As you probably know, the very first miracle Jesus performed was at a wedding, much like this.  Weddings, in those days went on for days and at the last minute on the last day, the father of the bride, ran out of wine.  It was also customary to begin the festivities with the best, maybe a fine champagne and when everyone has had plenty to drink and probably hasn’t slept much, bring out the cheap stuff.  In Jesus’ time, wine was dipped out of these huge urns, like 20 to 30 gallon size. And every urn had gone completely dry.  This was a major embarrassment.  A complete faux pas. Jesus’ mother called to Jesus and asked him to do something about the situation.  Jesus was probably surprised and unsure…  But he proceeded to get the servants to fill a bunch of the urns with water.  And then the miraculous happened.  Jesus turned the water into wine.  And not some wine usually served at the end wedding celebrations, but the finest wine anyone had ever tasted.

I tell this story to remind you that marriage is full of times of celebration and joy but there are hard times too. There are times when nothing either of you can say will make the other one feel better.  Nothing ANYone can say will make everything ok. Just like those urns, there are times you will both be empty.  This is the time when only God can fill you back up. God is the answer when there seems to be NO answer. He is the only one to fill the void.

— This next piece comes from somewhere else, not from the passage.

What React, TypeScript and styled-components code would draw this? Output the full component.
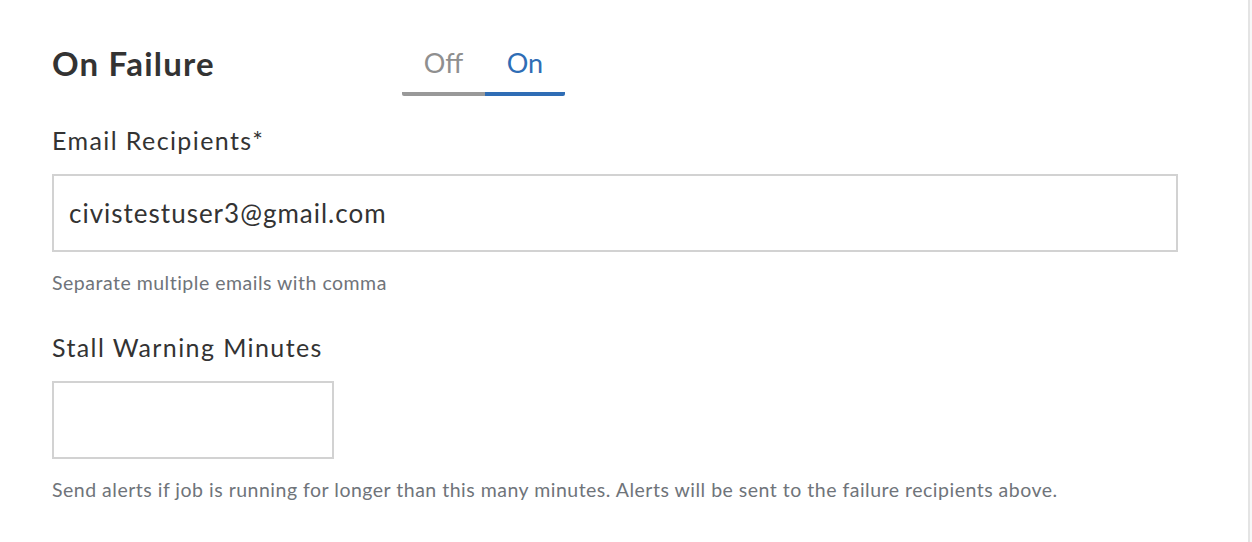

You have to remember that God is always there for you, whether He is invited or uninvited, God is ready to help.  All you have to do is ask or even just reach out your hand.  So, let God be there for you.  He really wants you to want Him. And what God is ready to give you is the very best, the finest champagne. He is in you corner.

That’s it! Whew!  I think it went well. I had fun anyway and was so honored to have been asked. My highest compliment came from Kyle, the groom, when I asked him how I did on the amount of Jesus I inserted and he said, “On the Jesus meter, it was perfect.”